Hi friends, Ann here!
Have you ever looked in the rear-view mirror, glimpsed the road behind you, and realized that something’s changed? That happened to me recently in relation to a friend who didn't want to know about faith. I thought I'd share the story today.
When I first turned to God, I began to tell my friends my testimony. Little did I know how unenthusiastic they would be. In their eyes it was a ‘fairy tale’. I realize now that this is normal, but at the time I was perplexed: “How can you not believe me?"
I had a particular friend who epitomized this. At the mention of my faith she literally had a physical reaction.

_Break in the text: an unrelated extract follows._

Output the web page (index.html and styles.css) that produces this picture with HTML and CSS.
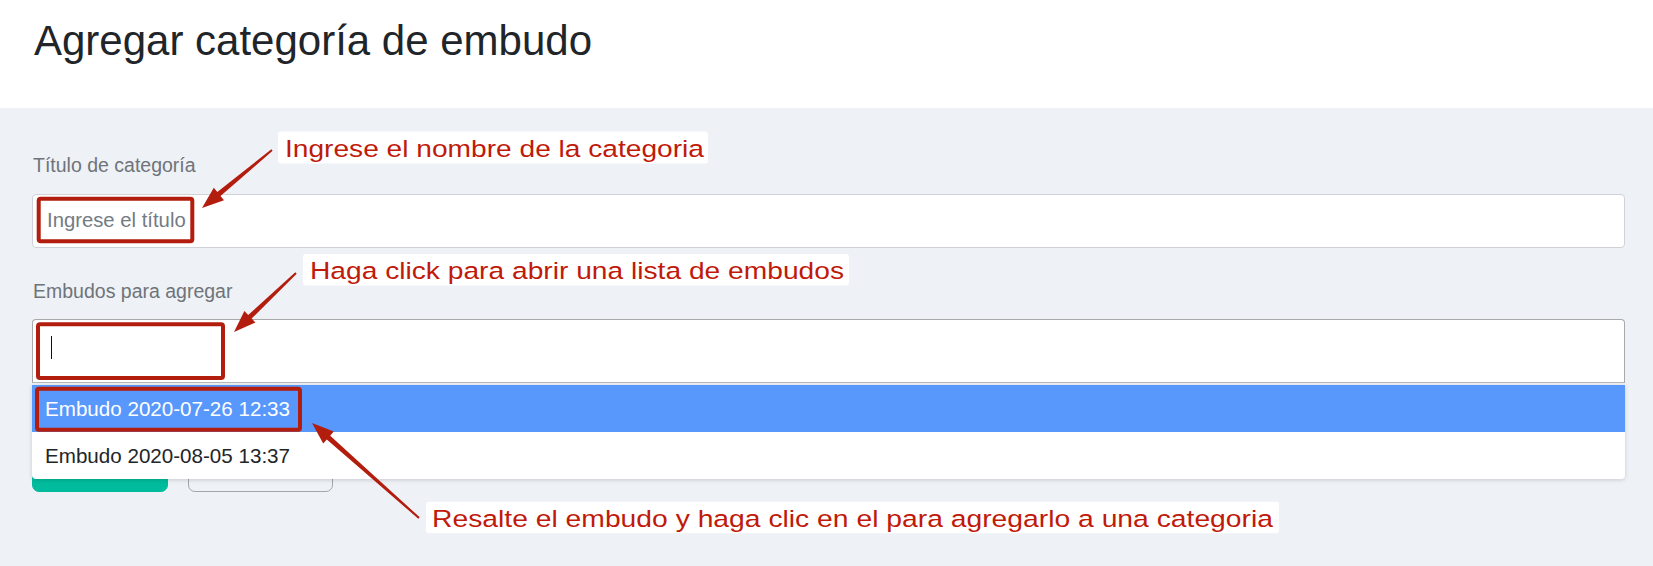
FILE: index.html
```html
<!DOCTYPE html>
<html lang="es">
<head>
<meta charset="utf-8">
<title>Agregar categoría de embudo</title>
<link rel="stylesheet" href="styles.css">
</head>
<body>
<header class="page-header">
  <h1 class="page-title">Agregar categoría de embudo</h1>
</header>
<main class="page-body">
  <form class="form">
    <div class="form-group">
      <label class="form-label">Título de categoría</label>
      <input class="form-input" type="text" placeholder="Ingrese el título">
    </div>
    <div class="form-group">
      <label class="form-label form-label-select">Embudos para agregar</label>
      <div class="select">
        <div class="select-box"><span class="select-caret"></span></div>
        <ul class="select-dropdown">
          <li class="select-option is-active">Embudo 2020-07-26 12:33</li>
          <li class="select-option">Embudo 2020-08-05 13:37</li>
        </ul>
      </div>
    </div>
    <div class="form-actions">
      <button type="button" class="btn btn-primary" aria-label="Guardar"></button>
      <button type="button" class="btn btn-outline" aria-label="Cancelar"></button>
    </div>
  </form>
</main>
<svg class="annotations" width="1653" height="566" viewBox="0 0 1653 566">
  <g class="mark-boxes" fill="none" stroke="#b31d0d" stroke-width="4">
    <rect x="38.7" y="198.7" width="153.6" height="42.6" rx="2"/>
    <rect x="38" y="324.3" width="185" height="53.7" rx="2"/>
    <rect x="37" y="388.7" width="263" height="41" rx="2"/>
  </g>
  <g class="arrows" fill="#b31d0d">
    <polygon points="272.6,150.8 220.5,195.9 224.0,200.2 202,208 213.8,187.8 217.3,192.1 271.4,149.2"/>
    <polygon points="296.7,273.7 251.6,318.6 255.4,322.6 234,332 244.4,311.0 248.2,315.0 295.3,272.3"/>
    <polygon points="418.3,518.7 326.8,439.5 323.2,443.6 312,423 333.8,431.6 330.2,435.7 419.7,517.3"/>
  </g>
  <g class="notes">
    <rect class="note-bg" x="278" y="131.5" width="430" height="32" rx="3"/>
    <text class="note-text" x="285" y="156.7" textLength="419" lengthAdjust="spacingAndGlyphs">Ingrese el nombre de la categoria</text>
    <rect class="note-bg" x="303" y="254" width="546" height="31.5" rx="3"/>
    <text class="note-text" x="310" y="279.3" textLength="534" lengthAdjust="spacingAndGlyphs">Haga click para abrir una lista de embudos</text>
    <rect class="note-bg" x="426" y="501.7" width="853" height="31.6" rx="3"/>
    <text class="note-text" x="432" y="526.7" textLength="841" lengthAdjust="spacingAndGlyphs">Resalte el embudo y haga clic en el para agregarlo a una categoria</text>
  </g>
</svg>
</body>
</html>
```
FILE: styles.css
```css
html {
  background: #eef1f6;
}

body {
  margin: 0;
  min-height: 566px;
  background: #eef1f6;
  font-family: "Liberation Sans", Arial, sans-serif;
  position: relative;
  overflow: hidden;
}

.page-header {
  background: #ffffff;
  height: 108px;
  box-sizing: border-box;
  padding: 16.5px 0 0 34px;
}

.page-title {
  margin: 0;
  font-size: 42px;
  line-height: 48px;
  font-weight: 400;
  color: #212529;
}

.page-body {
  padding: 45px 28px 0 32px;
}

.form {
  margin: 0;
}

.form-group {
  margin-bottom: 31px;
}

.form-group:last-of-type {
  margin-bottom: 0;
}

.form-label {
  display: block;
  font-size: 19.5px;
  line-height: 24px;
  color: #6f7479;
  margin: 0 0 16.5px 1px;
}

.form-label-select {
  margin-bottom: 16.8px;
}

.form-input {
  display: block;
  width: 100%;
  height: 54px;
  box-sizing: border-box;
  border: 1px solid #cfd2d6;
  border-radius: 4px;
  background: #ffffff;
  padding: 0 14px;
  font-family: "Liberation Sans", Arial, sans-serif;
  font-size: 20.3px;
  color: #333;
  outline: none;
}

.form-input::placeholder {
  color: #737b84;
  opacity: 1;
}

.select {
  position: relative;
}

.select-box {
  height: 64px;
  box-sizing: border-box;
  border: 1px solid #a9a9a9;
  border-bottom-color: #b8b8b8;
  border-radius: 4px 4px 0 0;
  background: #ffffff;
  padding: 16px 0 0 17.7px;
}

.select-caret {
  display: block;
  width: 1px;
  height: 23px;
  background: #111;
}

.select-dropdown {
  position: absolute;
  left: 0;
  right: 0;
  top: calc(100% + 1.6px);
  margin: 0;
  padding: 0;
  list-style: none;
  background: #ffffff;
  border-radius: 0 0 4px 4px;
  box-shadow: 0 1px 4px rgba(0, 0, 0, 0.16);
  z-index: 5;
  overflow: hidden;
}

.select-option {
  padding: 12px 13px;
  font-size: 20.6px;
  line-height: 23px;
  color: #222529;
}

.select-option.is-active {
  background: #5897fb;
  color: #ffffff;
}

.form-actions {
  display: flex;
  gap: 20px;
  margin-top: 62.7px;
}

.btn {
  height: 46px;
  border-radius: 7px;
  padding: 0;
  cursor: pointer;
}

.btn-primary {
  width: 136px;
  background: #00bc9c;
  border: 1px solid #00bc9c;
}

.btn-outline {
  width: 145px;
  background: transparent;
  border: 1px solid #a2a6ab;
}

.annotations {
  position: absolute;
  left: 0;
  top: 0;
  pointer-events: none;
  z-index: 10;
}

.note-bg {
  fill: #ffffff;
}

.note-text {
  font-family: "Liberation Sans", Arial, sans-serif;
  font-size: 24.5px;
  fill: #bf1a0a;
}
```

She raced to the other side of the shop we were in, and starting looking at shelves with her back to me. The months that followed brought honesty about her feelings towards Christians. Then came her husband, with similar reactions. They warned me off the ‘danger of religion’, shaking their heads as if I was a weakling who’d been sucked in. It was pretty painful to be viewed this way. Nevertheless, I stayed friends: I liked them.
Eventually they moved away but recently, after a couple of years' absence, I got a surprise email: “We’re in town, can we meet?” It was a big “YES” from me, we set up a time and day, and time found us gathered round a homely kitchen table with cake and tea.

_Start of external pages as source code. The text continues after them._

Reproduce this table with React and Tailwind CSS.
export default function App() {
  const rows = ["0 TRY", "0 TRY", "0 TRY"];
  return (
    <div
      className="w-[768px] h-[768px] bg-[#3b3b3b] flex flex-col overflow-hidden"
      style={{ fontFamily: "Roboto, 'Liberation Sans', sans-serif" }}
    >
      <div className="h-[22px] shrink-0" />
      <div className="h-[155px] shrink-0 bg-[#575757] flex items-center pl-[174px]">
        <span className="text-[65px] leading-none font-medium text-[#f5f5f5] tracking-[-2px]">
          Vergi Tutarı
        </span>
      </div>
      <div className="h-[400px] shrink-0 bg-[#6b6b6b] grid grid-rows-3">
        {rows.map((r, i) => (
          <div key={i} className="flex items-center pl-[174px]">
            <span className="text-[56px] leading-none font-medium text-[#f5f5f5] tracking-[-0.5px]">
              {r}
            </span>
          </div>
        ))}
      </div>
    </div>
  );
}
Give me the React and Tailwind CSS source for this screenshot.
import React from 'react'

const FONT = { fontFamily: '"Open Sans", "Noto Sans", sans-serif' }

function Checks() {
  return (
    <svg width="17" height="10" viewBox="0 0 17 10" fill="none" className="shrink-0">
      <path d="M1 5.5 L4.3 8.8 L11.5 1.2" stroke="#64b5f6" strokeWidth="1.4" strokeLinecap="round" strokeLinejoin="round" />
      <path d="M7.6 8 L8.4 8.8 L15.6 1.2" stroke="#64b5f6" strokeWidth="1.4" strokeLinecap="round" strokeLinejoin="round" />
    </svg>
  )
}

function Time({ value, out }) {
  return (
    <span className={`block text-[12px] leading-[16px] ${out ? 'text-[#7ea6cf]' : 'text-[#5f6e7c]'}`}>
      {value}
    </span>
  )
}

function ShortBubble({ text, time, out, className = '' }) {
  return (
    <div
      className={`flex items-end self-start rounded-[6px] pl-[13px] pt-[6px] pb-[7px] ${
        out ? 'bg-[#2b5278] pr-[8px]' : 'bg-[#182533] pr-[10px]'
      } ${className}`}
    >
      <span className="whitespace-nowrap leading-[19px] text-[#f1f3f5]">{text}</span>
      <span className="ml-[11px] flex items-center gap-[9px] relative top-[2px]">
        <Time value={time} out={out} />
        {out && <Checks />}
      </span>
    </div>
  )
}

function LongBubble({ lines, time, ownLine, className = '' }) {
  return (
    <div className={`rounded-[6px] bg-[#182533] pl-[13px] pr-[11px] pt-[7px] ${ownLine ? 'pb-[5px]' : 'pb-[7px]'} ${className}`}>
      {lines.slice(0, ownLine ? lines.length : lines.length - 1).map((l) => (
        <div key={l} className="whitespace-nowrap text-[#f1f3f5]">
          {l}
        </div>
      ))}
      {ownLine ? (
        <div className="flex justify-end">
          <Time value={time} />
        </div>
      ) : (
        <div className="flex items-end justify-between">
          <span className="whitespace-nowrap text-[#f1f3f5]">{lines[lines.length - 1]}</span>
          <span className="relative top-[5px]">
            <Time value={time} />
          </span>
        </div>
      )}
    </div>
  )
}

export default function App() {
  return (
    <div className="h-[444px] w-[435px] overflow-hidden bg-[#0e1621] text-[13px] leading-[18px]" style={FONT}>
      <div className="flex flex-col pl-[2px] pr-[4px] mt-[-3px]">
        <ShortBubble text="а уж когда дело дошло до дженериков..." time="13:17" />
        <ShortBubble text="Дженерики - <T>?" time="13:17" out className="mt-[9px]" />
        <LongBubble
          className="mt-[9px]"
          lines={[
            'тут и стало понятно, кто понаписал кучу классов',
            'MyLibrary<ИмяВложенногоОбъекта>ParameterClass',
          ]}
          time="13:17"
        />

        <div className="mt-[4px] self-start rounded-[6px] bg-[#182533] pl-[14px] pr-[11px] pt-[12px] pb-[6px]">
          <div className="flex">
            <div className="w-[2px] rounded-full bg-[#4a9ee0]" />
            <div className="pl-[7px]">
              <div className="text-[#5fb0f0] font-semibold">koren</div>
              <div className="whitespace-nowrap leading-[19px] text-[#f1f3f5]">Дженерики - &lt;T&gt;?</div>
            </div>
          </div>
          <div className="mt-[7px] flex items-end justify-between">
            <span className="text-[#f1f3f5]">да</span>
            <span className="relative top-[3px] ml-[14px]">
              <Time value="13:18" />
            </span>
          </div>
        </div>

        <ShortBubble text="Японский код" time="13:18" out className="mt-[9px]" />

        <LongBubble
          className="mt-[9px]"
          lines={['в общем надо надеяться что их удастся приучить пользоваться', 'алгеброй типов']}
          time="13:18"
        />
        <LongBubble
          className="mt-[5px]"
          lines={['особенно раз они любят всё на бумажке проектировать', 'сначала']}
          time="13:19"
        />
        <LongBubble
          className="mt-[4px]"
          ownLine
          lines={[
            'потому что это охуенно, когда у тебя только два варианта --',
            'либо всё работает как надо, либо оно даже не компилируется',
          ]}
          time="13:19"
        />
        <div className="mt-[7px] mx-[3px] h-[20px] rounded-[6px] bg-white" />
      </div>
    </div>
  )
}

Now, my heart at this point had become quite bruised. For some time I’d been feeling like I was lying in the corner of a battlefield, enduring atheist swipes. Anti-Christ sentiments among those near and dear had become bruising thumps against my shield of faith. Bang. Bang. Bang. I was tired – I’m sure you know the feeling. Yet:
“We are hard pressed on every side, but not crushed; perplexed, but not in despair; persecuted, but not abandoned; struck down, but not destroyed. We always carry around in our body the death of Jesus, so that the life of Jesus may also be revealed in our body.” 2 Corinthians 4:8-12 (NIV).

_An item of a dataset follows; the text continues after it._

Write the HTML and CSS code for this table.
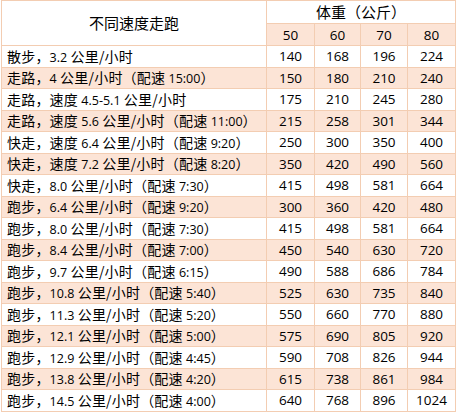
FILE: index.html
```html
<!DOCTYPE html>
<html lang="zh-CN">
<head>
<meta charset="utf-8">
<link rel="stylesheet" href="styles.css">
</head>
<body>
<table class="pace">
  <colgroup>
    <col class="c-name"><col class="c-w1"><col class="c-w2"><col class="c-w3"><col class="c-w4">
  </colgroup>
  <thead>
    <tr class="h1">
      <th rowspan="2" class="title">不同速度走跑</th>
      <th colspan="4" class="weight">体重（公斤）</th>
    </tr>
    <tr class="h2">
      <th class="num">50</th><th class="num">60</th><th class="num">70</th><th class="num">80</th>
    </tr>
  </thead>
  <tbody>
    <tr><td class="name">散步，<span class="n">3.2</span> 公里/小时</td><td>140</td><td>168</td><td>196</td><td>224</td></tr>
    <tr class="alt"><td class="name">走路，<span class="n">4</span> 公里/小时（配速 <span class="n">15:00</span>）</td><td>150</td><td>180</td><td>210</td><td>240</td></tr>
    <tr><td class="name">走路，速度 <span class="n">4.5-5.1</span> 公里/小时</td><td>175</td><td>210</td><td>245</td><td>280</td></tr>
    <tr class="alt"><td class="name">走路，速度 <span class="n">5.6</span> 公里/小时（配速 <span class="n">11:00</span>）</td><td>215</td><td>258</td><td>301</td><td>344</td></tr>
    <tr><td class="name">快走，速度 <span class="n">6.4</span> 公里/小时（配速 <span class="n">9:20</span>）</td><td>250</td><td>300</td><td>350</td><td>400</td></tr>
    <tr class="alt"><td class="name">快走，速度 <span class="n">7.2</span> 公里/小时（配速 <span class="n">8:20</span>）</td><td>350</td><td>420</td><td>490</td><td>560</td></tr>
    <tr><td class="name">快走，<span class="n">8.0</span> 公里/小时（配速 <span class="n">7:30</span>）</td><td>415</td><td>498</td><td>581</td><td>664</td></tr>
    <tr class="alt"><td class="name">跑步，<span class="n">6.4</span> 公里/小时（配速 <span class="n">9:20</span>）</td><td>300</td><td>360</td><td>420</td><td>480</td></tr>
    <tr><td class="name">跑步，<span class="n">8.0</span> 公里/小时（配速 <span class="n">7:30</span>）</td><td>415</td><td>498</td><td>581</td><td>664</td></tr>
    <tr class="alt"><td class="name">跑步，<span class="n">8.4</span> 公里/小时（配速 <span class="n">7:00</span>）</td><td>450</td><td>540</td><td>630</td><td>720</td></tr>
    <tr><td class="name">跑步，<span class="n">9.7</span> 公里/小时（配速 <span class="n">6:15</span>）</td><td>490</td><td>588</td><td>686</td><td>784</td></tr>
    <tr class="alt"><td class="name">跑步，<span class="n">10.8</span> 公里/小时（配速 <span class="n">5:40</span>）</td><td>525</td><td>630</td><td>735</td><td>840</td></tr>
    <tr><td class="name">跑步，<span class="n">11.3</span> 公里/小时（配速 <span class="n">5:20</span>）</td><td>550</td><td>660</td><td>770</td><td>880</td></tr>
    <tr class="alt"><td class="name">跑步，<span class="n">12.1</span> 公里/小时（配速 <span class="n">5:00</span>）</td><td>575</td><td>690</td><td>805</td><td>920</td></tr>
    <tr><td class="name">跑步，<span class="n">12.9</span> 公里/小时（配速 <span class="n">4:45</span>）</td><td>590</td><td>708</td><td>826</td><td>944</td></tr>
    <tr class="alt"><td class="name">跑步，<span class="n">13.8</span> 公里/小时（配速 <span class="n">4:20</span>）</td><td>615</td><td>738</td><td>861</td><td>984</td></tr>
    <tr><td class="name">跑步，<span class="n">14.5</span> 公里/小时（配速 <span class="n">4:00</span>）</td><td>640</td><td>768</td><td>896</td><td>1024</td></tr>
  </tbody>
</table>
</body>
</html>
```
FILE: styles.css
```css
html, body {
  margin: 0;
  padding: 0;
  background: #ffffff;
}
body {
  padding: 0 0 0 1px;
  font-family: "Noto Sans CJK SC", "Noto Sans", sans-serif;
  color: #000;
}
.pace {
  border-collapse: collapse;
  table-layout: fixed;
  width: 454px;
  font-size: 14px;
}
.c-name { width: 265px; }
.c-w1 { width: 48px; }
.c-w2 { width: 46px; }
.c-w3 { width: 47px; }
.c-w4 { width: 48px; }
.pace th, .pace td {
  border: 1px solid #f3cdb2;
  padding: 0;
  line-height: 16px;
  font-weight: normal;
  white-space: nowrap;
  overflow: hidden;
  vertical-align: middle;
  color: #000;
}
.pace th {
  text-align: center;
}
.h1 { height: 23px; }
.h2 { height: 22px; }
.title {
  font-size: 15px;
  background: #ffffff;
}
.weight {
  font-size: 15px;
  background: #ffffff;
}
.h2 .num {
  background: #fce4d6;
  font-family: "Open Sans", "Noto Sans", sans-serif;
  font-size: 13.5px;
}
.pace tbody tr { height: 21.5px; }
.pace tbody tr.alt { background: #fce4d6; }
.pace td {
  text-align: center;
  font-family: "Open Sans", "Noto Sans", sans-serif;
  font-size: 13.5px;
}
.pace td.name {
  text-align: left;
  padding-left: 5px;
  font-family: "Noto Sans CJK SC", "Noto Sans", sans-serif;
  font-size: 14px;
  letter-spacing: 0.2px;
}
.n {
  font-family: "Open Sans", "Noto Sans", sans-serif;
  font-size: 12.5px;
  line-height: 14px;
  letter-spacing: 0;
}
```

Indeed, that day as we sat at the same table with cake and tea, the swipes seemed to disappear and something altogether different happened. As I took a sip of tea my dear friend came out with a question that had clearly been brewing:
“Ann, tell me, are you still a Christian? If so, how has that affected your marriage? And Bryce, how are you coping with it?”
Woah. What? Of all our friends, none have ever asked me about my faith; they don’t want to know. None have asked that honest question about our life and marriage, and Bryce and I had never, up to that point, had the opportunity to talk about this situation to someone else, side by side. In essence we were being asked to tell our shared story.
And so we talked. I gave my testimony. Bryce joined in. I put my hand on his leg. We talked about the fact that you experience it or you don’t. We talked about a sense of calling. We talked about church and denominations, churches being clubbish, relationship versus religion, about how you can’t give up your faith, about how we still love each other, and about respecting each other within a marriage.
Our boys sat munching cake. Everyone at the table had open ears, including me.
Later, tucking the boys in, some childlike wisdom came, sweet and helpful: “Mum, don’t worry about other people. If you like something, you just do it.” Then: “I like Minecraft but it’s not cool any more. I don’t care though, I go with what I like.” Good words fitly spoken.
That day represented a shift. Someone who had been so opposed to my faith actually listened. What’s more, my husband and I sat together, talking authentically about it to others. These friends of ours would never go near a church but what they were willing to hear is our story and reality, because it is a raw and real account. In that way, we did it together, he and I. Thank God for my husband's place in all this; and yes, we feel the blows, but we also keep going because who knows where it goes!
How about you? What rear-vision experiences have you had, looking back and seeing that something shifted?